● Exercise directions:
Skip any picture you find and retype all the remaining lines exactly.

Web page code records
* * * * * * * * *

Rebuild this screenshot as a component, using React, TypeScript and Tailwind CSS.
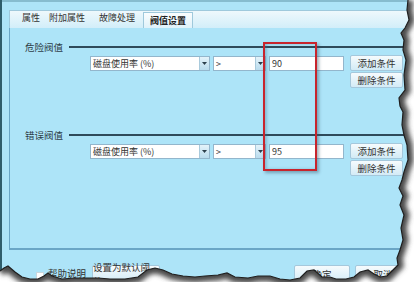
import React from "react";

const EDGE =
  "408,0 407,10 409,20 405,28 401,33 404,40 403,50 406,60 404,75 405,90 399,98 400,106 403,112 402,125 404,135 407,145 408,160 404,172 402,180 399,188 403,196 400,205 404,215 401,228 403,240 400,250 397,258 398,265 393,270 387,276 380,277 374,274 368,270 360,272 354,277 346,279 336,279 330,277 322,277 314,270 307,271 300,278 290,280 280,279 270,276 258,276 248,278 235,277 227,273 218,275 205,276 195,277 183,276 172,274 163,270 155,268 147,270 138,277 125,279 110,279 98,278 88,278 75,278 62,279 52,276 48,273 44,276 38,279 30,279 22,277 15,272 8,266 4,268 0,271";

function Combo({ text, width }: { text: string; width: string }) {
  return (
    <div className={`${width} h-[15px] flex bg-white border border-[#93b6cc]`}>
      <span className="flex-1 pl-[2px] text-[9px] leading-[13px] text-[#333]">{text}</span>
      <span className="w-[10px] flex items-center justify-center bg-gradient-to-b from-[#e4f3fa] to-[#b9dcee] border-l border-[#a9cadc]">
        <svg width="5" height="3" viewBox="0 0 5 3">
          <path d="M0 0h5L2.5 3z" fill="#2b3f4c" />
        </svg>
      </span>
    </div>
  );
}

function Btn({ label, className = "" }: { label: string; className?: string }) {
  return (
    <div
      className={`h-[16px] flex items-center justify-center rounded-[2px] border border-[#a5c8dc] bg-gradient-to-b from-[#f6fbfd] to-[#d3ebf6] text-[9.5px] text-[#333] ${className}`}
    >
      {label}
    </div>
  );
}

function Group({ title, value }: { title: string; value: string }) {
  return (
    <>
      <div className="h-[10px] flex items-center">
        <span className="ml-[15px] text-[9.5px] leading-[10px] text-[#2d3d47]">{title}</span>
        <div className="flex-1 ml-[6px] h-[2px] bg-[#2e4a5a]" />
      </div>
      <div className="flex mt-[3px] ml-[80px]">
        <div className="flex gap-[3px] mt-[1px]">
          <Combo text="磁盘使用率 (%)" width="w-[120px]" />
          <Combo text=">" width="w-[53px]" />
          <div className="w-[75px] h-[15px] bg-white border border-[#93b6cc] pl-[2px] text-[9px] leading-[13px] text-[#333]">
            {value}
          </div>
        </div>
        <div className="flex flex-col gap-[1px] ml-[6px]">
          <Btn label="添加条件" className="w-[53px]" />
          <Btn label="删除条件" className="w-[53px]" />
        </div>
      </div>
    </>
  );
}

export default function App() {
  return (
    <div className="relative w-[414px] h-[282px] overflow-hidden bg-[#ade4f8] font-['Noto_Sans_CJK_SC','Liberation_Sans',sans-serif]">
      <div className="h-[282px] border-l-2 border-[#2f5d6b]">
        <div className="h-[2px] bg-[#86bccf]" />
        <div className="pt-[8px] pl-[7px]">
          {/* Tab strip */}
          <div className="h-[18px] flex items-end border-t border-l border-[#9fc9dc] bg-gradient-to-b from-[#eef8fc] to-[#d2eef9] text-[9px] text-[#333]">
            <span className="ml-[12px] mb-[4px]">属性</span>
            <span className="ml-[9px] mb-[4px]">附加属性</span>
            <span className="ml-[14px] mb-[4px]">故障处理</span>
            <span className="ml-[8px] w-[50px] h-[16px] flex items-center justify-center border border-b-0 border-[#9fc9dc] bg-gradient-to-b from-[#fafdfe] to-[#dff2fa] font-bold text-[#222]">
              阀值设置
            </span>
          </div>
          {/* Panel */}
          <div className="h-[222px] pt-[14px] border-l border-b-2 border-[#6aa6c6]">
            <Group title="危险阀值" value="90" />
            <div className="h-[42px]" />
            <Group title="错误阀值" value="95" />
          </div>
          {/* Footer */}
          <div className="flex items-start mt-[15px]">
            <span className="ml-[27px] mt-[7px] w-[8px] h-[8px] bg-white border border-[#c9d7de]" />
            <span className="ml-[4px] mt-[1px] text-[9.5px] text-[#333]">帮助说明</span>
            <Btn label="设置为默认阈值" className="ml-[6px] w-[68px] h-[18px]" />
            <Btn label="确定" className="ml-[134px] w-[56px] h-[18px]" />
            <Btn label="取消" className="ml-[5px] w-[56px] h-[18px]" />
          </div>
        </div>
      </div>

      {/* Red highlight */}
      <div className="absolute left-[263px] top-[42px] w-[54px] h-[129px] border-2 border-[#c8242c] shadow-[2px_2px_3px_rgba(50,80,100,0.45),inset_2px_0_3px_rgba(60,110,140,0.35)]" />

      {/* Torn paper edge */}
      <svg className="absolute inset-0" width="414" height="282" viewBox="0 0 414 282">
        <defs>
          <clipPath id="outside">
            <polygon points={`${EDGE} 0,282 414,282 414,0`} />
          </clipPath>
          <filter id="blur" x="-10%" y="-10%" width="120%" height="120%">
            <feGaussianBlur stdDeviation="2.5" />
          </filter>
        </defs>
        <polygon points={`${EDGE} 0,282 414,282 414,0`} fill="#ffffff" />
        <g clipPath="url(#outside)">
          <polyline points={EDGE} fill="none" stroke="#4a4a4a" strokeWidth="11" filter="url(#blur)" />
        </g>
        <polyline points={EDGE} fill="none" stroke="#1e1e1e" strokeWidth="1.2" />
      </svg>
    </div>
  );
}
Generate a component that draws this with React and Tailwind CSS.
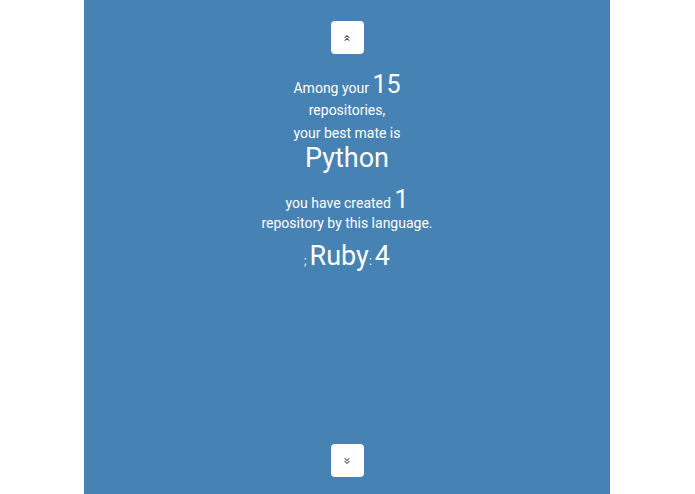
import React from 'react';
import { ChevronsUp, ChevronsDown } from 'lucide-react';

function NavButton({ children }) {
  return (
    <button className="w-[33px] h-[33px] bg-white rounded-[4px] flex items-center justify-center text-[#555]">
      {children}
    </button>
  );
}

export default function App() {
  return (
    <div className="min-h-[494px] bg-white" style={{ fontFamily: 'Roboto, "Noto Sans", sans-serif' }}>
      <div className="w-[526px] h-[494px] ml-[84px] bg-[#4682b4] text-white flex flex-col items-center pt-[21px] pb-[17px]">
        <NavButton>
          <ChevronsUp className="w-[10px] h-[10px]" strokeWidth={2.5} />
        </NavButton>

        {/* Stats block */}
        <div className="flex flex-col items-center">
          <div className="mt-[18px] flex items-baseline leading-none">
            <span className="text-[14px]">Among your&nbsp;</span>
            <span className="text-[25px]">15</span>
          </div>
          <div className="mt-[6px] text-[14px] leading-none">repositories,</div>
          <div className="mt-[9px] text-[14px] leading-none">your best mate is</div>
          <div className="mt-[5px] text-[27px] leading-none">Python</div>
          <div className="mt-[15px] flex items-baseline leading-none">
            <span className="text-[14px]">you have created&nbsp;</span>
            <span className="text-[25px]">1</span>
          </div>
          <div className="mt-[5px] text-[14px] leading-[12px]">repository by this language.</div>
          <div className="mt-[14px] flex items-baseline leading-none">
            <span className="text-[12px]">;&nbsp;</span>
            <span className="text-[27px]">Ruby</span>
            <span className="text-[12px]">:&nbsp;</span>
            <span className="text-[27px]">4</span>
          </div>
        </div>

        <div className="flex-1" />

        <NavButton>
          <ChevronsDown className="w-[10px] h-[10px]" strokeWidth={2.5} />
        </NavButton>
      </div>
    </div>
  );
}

* * * * * * * * *

● Worked answer:
Rebuild this screenshot as a component, using React, TypeScript and Tailwind CSS.
import React from "react";

const EDGE =
  "408,0 407,10 409,20 405,28 401,33 404,40 403,50 406,60 404,75 405,90 399,98 400,106 403,112 402,125 404,135 407,145 408,160 404,172 402,180 399,188 403,196 400,205 404,215 401,228 403,240 400,250 397,258 398,265 393,270 387,276 380,277 374,274 368,270 360,272 354,277 346,279 336,279 330,277 322,277 314,270 307,271 300,278 290,280 280,279 270,276 258,276 248,278 235,277 227,273 218,275 205,276 195,277 183,276 172,274 163,270 155,268 147,270 138,277 125,279 110,279 98,278 88,278 75,278 62,279 52,276 48,273 44,276 38,279 30,279 22,277 15,272 8,266 4,268 0,271";

function Combo({ text, width }: { text: string; width: string }) {
  return (
    <div className={`${width} h-[15px] flex bg-white border border-[#93b6cc]`}>
      <span className="flex-1 pl-[2px] text-[9px] leading-[13px] text-[#333]">{text}</span>
      <span className="w-[10px] flex items-center justify-center bg-gradient-to-b from-[#e4f3fa] to-[#b9dcee] border-l border-[#a9cadc]">
        <svg width="5" height="3" viewBox="0 0 5 3">
          <path d="M0 0h5L2.5 3z" fill="#2b3f4c" />
        </svg>
      </span>
    </div>
  );
}

function Btn({ label, className = "" }: { label: string; className?: string }) {
  return (
    <div
      className={`h-[16px] flex items-center justify-center rounded-[2px] border border-[#a5c8dc] bg-gradient-to-b from-[#f6fbfd] to-[#d3ebf6] text-[9.5px] text-[#333] ${className}`}
    >
      {label}
    </div>
  );
}

function Group({ title, value }: { title: string; value: string }) {
  return (
    <>
      <div className="h-[10px] flex items-center">
        <span className="ml-[15px] text-[9.5px] leading-[10px] text-[#2d3d47]">{title}</span>
        <div className="flex-1 ml-[6px] h-[2px] bg-[#2e4a5a]" />
      </div>
      <div className="flex mt-[3px] ml-[80px]">
        <div className="flex gap-[3px] mt-[1px]">
          <Combo text="磁盘使用率 (%)" width="w-[120px]" />
          <Combo text=">" width="w-[53px]" />
          <div className="w-[75px] h-[15px] bg-white border border-[#93b6cc] pl-[2px] text-[9px] leading-[13px] text-[#333]">
            {value}
          </div>
        </div>
        <div className="flex flex-col gap-[1px] ml-[6px]">
          <Btn label="添加条件" className="w-[53px]" />
          <Btn label="删除条件" className="w-[53px]" />
        </div>
      </div>
    </>
  );
}

export default function App() {
  return (
    <div className="relative w-[414px] h-[282px] overflow-hidden bg-[#ade4f8] font-['Noto_Sans_CJK_SC','Liberation_Sans',sans-serif]">
      <div className="h-[282px] border-l-2 border-[#2f5d6b]">
        <div className="h-[2px] bg-[#86bccf]" />
        <div className="pt-[8px] pl-[7px]">
          {/* Tab strip */}
          <div className="h-[18px] flex items-end border-t border-l border-[#9fc9dc] bg-gradient-to-b from-[#eef8fc] to-[#d2eef9] text-[9px] text-[#333]">
            <span className="ml-[12px] mb-[4px]">属性</span>
            <span className="ml-[9px] mb-[4px]">附加属性</span>
            <span className="ml-[14px] mb-[4px]">故障处理</span>
            <span className="ml-[8px] w-[50px] h-[16px] flex items-center justify-center border border-b-0 border-[#9fc9dc] bg-gradient-to-b from-[#fafdfe] to-[#dff2fa] font-bold text-[#222]">
              阀值设置
            </span>
          </div>
          {/* Panel */}
          <div className="h-[222px] pt-[14px] border-l border-b-2 border-[#6aa6c6]">
            <Group title="危险阀值" value="90" />
            <div className="h-[42px]" />
            <Group title="错误阀值" value="95" />
          </div>
          {/* Footer */}
          <div className="flex items-start mt-[15px]">
            <span className="ml-[27px] mt-[7px] w-[8px] h-[8px] bg-white border border-[#c9d7de]" />
            <span className="ml-[4px] mt-[1px] text-[9.5px] text-[#333]">帮助说明</span>
            <Btn label="设置为默认阈值" className="ml-[6px] w-[68px] h-[18px]" />
            <Btn label="确定" className="ml-[134px] w-[56px] h-[18px]" />
            <Btn label="取消" className="ml-[5px] w-[56px] h-[18px]" />
          </div>
        </div>
      </div>

      {/* Red highlight */}
      <div className="absolute left-[263px] top-[42px] w-[54px] h-[129px] border-2 border-[#c8242c] shadow-[2px_2px_3px_rgba(50,80,100,0.45),inset_2px_0_3px_rgba(60,110,140,0.35)]" />

      {/* Torn paper edge */}
      <svg className="absolute inset-0" width="414" height="282" viewBox="0 0 414 282">
        <defs>
          <clipPath id="outside">
            <polygon points={`${EDGE} 0,282 414,282 414,0`} />
          </clipPath>
          <filter id="blur" x="-10%" y="-10%" width="120%" height="120%">
            <feGaussianBlur stdDeviation="2.5" />
          </filter>
        </defs>
        <polygon points={`${EDGE} 0,282 414,282 414,0`} fill="#ffffff" />
        <g clipPath="url(#outside)">
          <polyline points={EDGE} fill="none" stroke="#4a4a4a" strokeWidth="11" filter="url(#blur)" />
        </g>
        <polyline points={EDGE} fill="none" stroke="#1e1e1e" strokeWidth="1.2" />
      </svg>
    </div>
  );
}
Generate a component that draws this with React and Tailwind CSS.
import React from 'react';
import { ChevronsUp, ChevronsDown } from 'lucide-react';

function NavButton({ children }) {
  return (
    <button className="w-[33px] h-[33px] bg-white rounded-[4px] flex items-center justify-center text-[#555]">
      {children}
    </button>
  );
}

export default function App() {
  return (
    <div className="min-h-[494px] bg-white" style={{ fontFamily: 'Roboto, "Noto Sans", sans-serif' }}>
      <div className="w-[526px] h-[494px] ml-[84px] bg-[#4682b4] text-white flex flex-col items-center pt-[21px] pb-[17px]">
        <NavButton>
          <ChevronsUp className="w-[10px] h-[10px]" strokeWidth={2.5} />
        </NavButton>

        {/* Stats block */}
        <div className="flex flex-col items-center">
          <div className="mt-[18px] flex items-baseline leading-none">
            <span className="text-[14px]">Among your&nbsp;</span>
            <span className="text-[25px]">15</span>
          </div>
          <div className="mt-[6px] text-[14px] leading-none">repositories,</div>
          <div className="mt-[9px] text-[14px] leading-none">your best mate is</div>
          <div className="mt-[5px] text-[27px] leading-none">Python</div>
          <div className="mt-[15px] flex items-baseline leading-none">
            <span className="text-[14px]">you have created&nbsp;</span>
            <span className="text-[25px]">1</span>
          </div>
          <div className="mt-[5px] text-[14px] leading-[12px]">repository by this language.</div>
          <div className="mt-[14px] flex items-baseline leading-none">
            <span className="text-[12px]">;&nbsp;</span>
            <span className="text-[27px]">Ruby</span>
            <span className="text-[12px]">:&nbsp;</span>
            <span className="text-[27px]">4</span>
          </div>
        </div>

        <div className="flex-1" />

        <NavButton>
          <ChevronsDown className="w-[10px] h-[10px]" strokeWidth={2.5} />
        </NavButton>
      </div>
    </div>
  );
}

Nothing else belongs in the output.